Minister of National Defense
- In office 2 May 1968 – 22 October 1969
- President: Eduardo Frei Montalva
- Preceded by: Juan de Dios Carmona
- Succeeded by: Sergio Ossa

Personal details
- Born: 10 April 1911 Curicó, Chile
- Died: 29 April 1999 (aged 88) Santiago, Chile
- Spouse: Carmen Munita
- Parent(s): Manuel Marambio Rosa Amelia
- Alma mater: Bernardo O'Higgins Military Academy
- Occupation: Military officer, academic, and politician

Military service
- Branch/service: Chilean Army
- Rank: Divisional General

= Tulio Marambio =

Tulio Manuel Marambio Marchant (10 April 1911 – 29 April 1999) was a Chilean military officer and academic. He served as Minister of Defense during the administration of President Eduardo Frei Montalva from 1968 to 1969.

==Family and education==
He was the son of Manuel Jesús Marambio and Rosa Amelia Marchant.

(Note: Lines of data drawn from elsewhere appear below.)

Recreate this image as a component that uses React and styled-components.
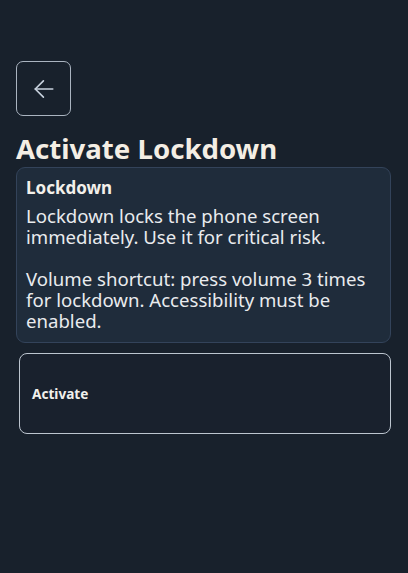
import React from "react";
import styled, { createGlobalStyle } from "styled-components";

const Global = createGlobalStyle`
  html, body { margin: 0; padding: 0; background: #18212c; }
  body { font-family: "Noto Sans", "DejaVu Sans", sans-serif; }
  #root { min-height: 573px; }
`;

const Page = styled.div`
  display: flex;
  flex-direction: column;
  padding: 61px 17px 0 16px;
  background: #18212c;
  min-height: 573px;
  box-sizing: border-box;
`;

const BackButton = styled.button`
  width: 55px;
  height: 55px;
  box-sizing: border-box;
  border: 1.5px solid #aab4c0;
  border-radius: 7px;
  background: transparent;
  display: flex;
  align-items: center;
  justify-content: center;
  padding: 0;
  color: #c8d2de;
`;

const Title = styled.h1`
  margin: 14px 0 0 0;
  font-size: 27.6px;
  line-height: 36px;
  font-weight: 700;
  color: #f4eee4;
`;

const Card = styled.div`
  margin-top: 1px;
  background: #1f2c3b;
  border: 1px solid #33435a;
  border-radius: 9px;
  padding: 9px 10px 11px 9px;
`;

const CardTitle = styled.div`
  font-size: 17px;
  font-weight: 700;
  color: #f3f0ea;
  line-height: 22px;
`;

const CardText = styled.p`
  margin: 6px 0 0 0;
  font-size: 18.6px;
  line-height: 21px;
  color: #e9ebee;
  white-space: pre-line;
`;

const ActionButton = styled.button`
  margin: 10px 0 0 3px;
  height: 81px;
  box-sizing: border-box;
  border: 1.5px solid #bcc5cf;
  border-radius: 8px;
  background: #19212d;
  color: #f1f0ec;
  font-family: inherit;
  font-size: 13.6px;
  font-weight: 700;
  text-align: left;
  padding: 0 12px;
`;

export default function App() {
  return (
    <>
      <Global />
      <Page>
        <BackButton aria-label="Back">
          <svg width="28" height="28" viewBox="0 0 24 24" fill="none" stroke="currentColor" strokeWidth="1.4" strokeLinecap="round" strokeLinejoin="round">
            <path d="M19.5 12H4.5" />
            <path d="M11.5 19l-7-7 7-7" />
          </svg>
        </BackButton>
        <Title>Activate Lockdown</Title>
        <Card>
          <CardTitle>Lockdown</CardTitle>
          <CardText>{"Lockdown locks the phone screen immediately. Use it for critical risk.\n\nVolume shortcut: press volume 3 times for lockdown. Accessibility must be enabled."}</CardText>
        </Card>
        <ActionButton>Activate</ActionButton>
      </Page>
    </>
  );
}
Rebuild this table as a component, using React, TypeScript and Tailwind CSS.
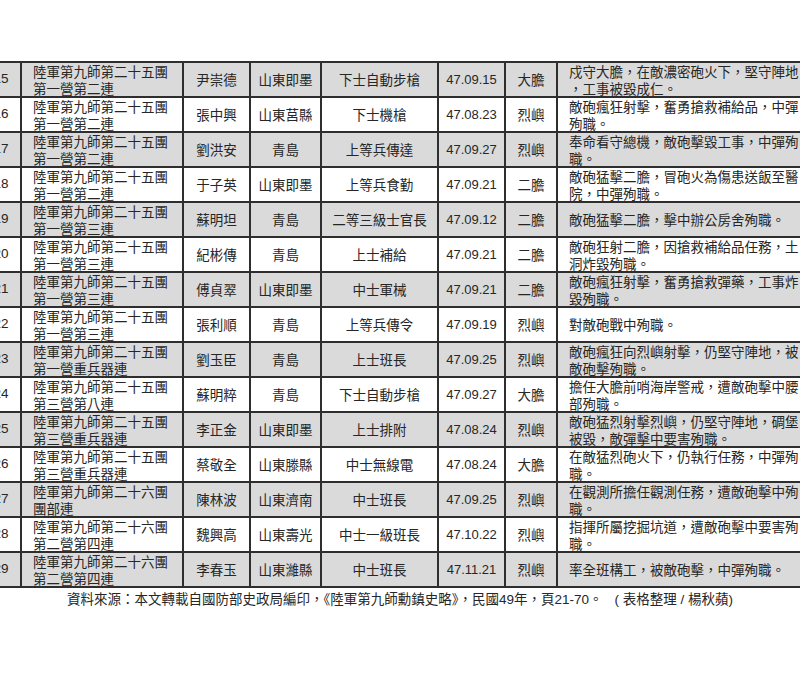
type Row = {
  no: number;
  unit: [string, string];
  name: string;
  home: string;
  rank: string;
  date: string;
  place: string;
  note: string[];
};

const rows: Row[] = [
  { no: 15, unit: ["陸軍第九師第二十五團", "第一營第二連"], name: "尹崇德", home: "山東即墨", rank: "下士自動步槍", date: "47.09.15", place: "大膽", note: ["戍守大膽，在敵濃密砲火下，堅守陣地", "，工事被毀成仁。"] },
  { no: 16, unit: ["陸軍第九師第二十五團", "第一營第二連"], name: "張中興", home: "山東莒縣", rank: "下士機槍", date: "47.08.23", place: "烈嶼", note: ["敵砲瘋狂射擊，奮勇搶救補給品，中彈", "殉職。"] },
  { no: 17, unit: ["陸軍第九師第二十五團", "第一營第二連"], name: "劉洪安", home: "青島", rank: "上等兵傳達", date: "47.09.27", place: "烈嶼", note: ["奉命看守總機，敵砲擊毀工事，中彈殉", "職。"] },
  { no: 18, unit: ["陸軍第九師第二十五團", "第一營第二連"], name: "于子英", home: "山東即墨", rank: "上等兵食勤", date: "47.09.21", place: "二膽", note: ["敵砲猛擊二膽，冒砲火為傷患送飯至醫", "院，中彈殉職。"] },
  { no: 19, unit: ["陸軍第九師第二十五團", "第一營第三連"], name: "蘇明坦", home: "青島", rank: "二等三級士官長", date: "47.09.12", place: "二膽", note: ["敵砲猛擊二膽，擊中辦公房舍殉職。"] },
  { no: 20, unit: ["陸軍第九師第二十五團", "第一營第三連"], name: "紀彬傳", home: "青島", rank: "上士補給", date: "47.09.21", place: "二膽", note: ["敵砲狂射二膽，因搶救補給品任務，土", "洞炸毀殉職。"] },
  { no: 21, unit: ["陸軍第九師第二十五團", "第一營第三連"], name: "傅貞翠", home: "山東即墨", rank: "中士軍械", date: "47.09.21", place: "二膽", note: ["敵砲瘋狂射擊，奮勇搶救彈藥，工事炸", "毀殉職。"] },
  { no: 22, unit: ["陸軍第九師第二十五團", "第一營第三連"], name: "張利順", home: "青島", rank: "上等兵傳令", date: "47.09.19", place: "烈嶼", note: ["對敵砲戰中殉職。"] },
  { no: 23, unit: ["陸軍第九師第二十五團", "第一營重兵器連"], name: "劉玉臣", home: "青島", rank: "上士班長", date: "47.09.25", place: "烈嶼", note: ["敵砲瘋狂向烈嶼射擊，仍堅守陣地，被", "敵砲擊殉職。"] },
  { no: 24, unit: ["陸軍第九師第二十五團", "第三營第八連"], name: "蘇明粹", home: "青島", rank: "下士自動步槍", date: "47.09.27", place: "大膽", note: ["擔任大膽前哨海岸警戒，遭敵砲擊中腰", "部殉職。"] },
  { no: 25, unit: ["陸軍第九師第二十五團", "第三營重兵器連"], name: "李正金", home: "山東即墨", rank: "上士排附", date: "47.08.24", place: "烈嶼", note: ["敵砲猛烈射擊烈嶼，仍堅守陣地，碉堡", "被毀，敵彈擊中要害殉職。"] },
  { no: 26, unit: ["陸軍第九師第二十五團", "第三營重兵器連"], name: "蔡敬全", home: "山東滕縣", rank: "中士無線電", date: "47.08.24", place: "大膽", note: ["在敵猛烈砲火下，仍執行任務，中彈殉", "職。"] },
  { no: 27, unit: ["陸軍第九師第二十六團", "團部連"], name: "陳林波", home: "山東濟南", rank: "中士班長", date: "47.09.25", place: "烈嶼", note: ["在觀測所擔任觀測任務，遭敵砲擊中殉", "職。"] },
  { no: 28, unit: ["陸軍第九師第二十六團", "第二營第四連"], name: "魏興高", home: "山東壽光", rank: "中士一級班長", date: "47.10.22", place: "烈嶼", note: ["指揮所屬挖掘坑道，遭敵砲擊中要害殉", "職。"] },
  { no: 29, unit: ["陸軍第九師第二十六團", "第二營第四連"], name: "李春玉", home: "山東濰縣", rank: "中士班長", date: "47.11.21", place: "烈嶼", note: ["率全班構工，被敵砲擊，中彈殉職。"] },
];

const cell = "flex items-center border-r-2 border-[#2e2e2e] whitespace-nowrap overflow-hidden";
const latin = "font-['Liberation_Sans',sans-serif]";

export default function App() {
  return (
    <div
      lang="zh-Hant-TW"
      className="h-[680px] w-[800px] overflow-hidden bg-white pt-[61px] font-['Noto_Sans_CJK_TC',sans-serif] text-[13.5px] text-[#262626]"
    >
      <div className="-ml-[18px] w-[900px] border-t-2 border-[#2e2e2e]">
        {rows.map((r, i) => (
          <div
            key={r.no}
            className={`grid h-[35px] grid-cols-[40px_162px_67px_71px_117px_67px_52px_324px] border-b-2 border-[#2e2e2e] ${
              i % 2 === 0 ? "bg-[#dadada]" : "bg-white"
            }`}
          >
            <div className={`${cell} ${latin} justify-center`}>{r.no}</div>
            <div className={`${cell} flex-col !items-start justify-center pl-[11px] leading-[16.5px]`}>
              <span>{r.unit[0]}</span>
              <span>{r.unit[1]}</span>
            </div>
            <div className={`${cell} justify-center`}>{r.name}</div>
            <div className={`${cell} justify-center`}>{r.home}</div>
            <div className={`${cell} justify-center`}>{r.rank}</div>
            <div className={`${cell} ${latin} justify-center text-[13px]`}>{r.date}</div>
            <div className={`${cell} justify-center`}>{r.place}</div>
            <div className={`${cell} flex-col !items-start justify-center pl-[11px] leading-[16.5px]`}>
              {r.note.map((line) => (
                <span key={line}>{line}</span>
              ))}
            </div>
          </div>
        ))}
      </div>
      <p className="text-center leading-[20px] whitespace-nowrap">
        資料來源：本文轉載自國防部史政局編印，《陸軍第九師勳鎮史略》，民國<span className={latin}>49</span>年，頁
        <span className={latin}>21-70</span>。&nbsp;&nbsp;&nbsp;&nbsp;
        <span className={latin}>( </span>表格整理<span className={latin}> / </span>楊秋蘋<span className={latin}>)</span>
      </p>
    </div>
  );
}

He entered the Bernardo O'Higgins Military School in Santiago, reaching the rank of lieutenant in 1932, captain in 1939, major in 1948, lieutenant colonel in 1953, colonel in 1959, brigadier general in 1965, and divisional general in 1967.

==Public life==
He worked as a professor of history, military strategy and tactics, eventually becoming director of the Chilean Army War Academy in 1964.

Abroad, he served as a military adviser and attaché in various Chilean missions.

In 1968, the same year of his retirement from the Chilean Army, President Eduardo Frei Montalva appointed him Minister of Defense. During his tenure he faced the crisis of the Tacnazo, which ultimately led to his departure from government.

Later in 1988, he gained public attention when he publicly supported the “No” option in the 1988 Chilean national plebiscite, which led to the end of the rule of General Augusto Pinochet.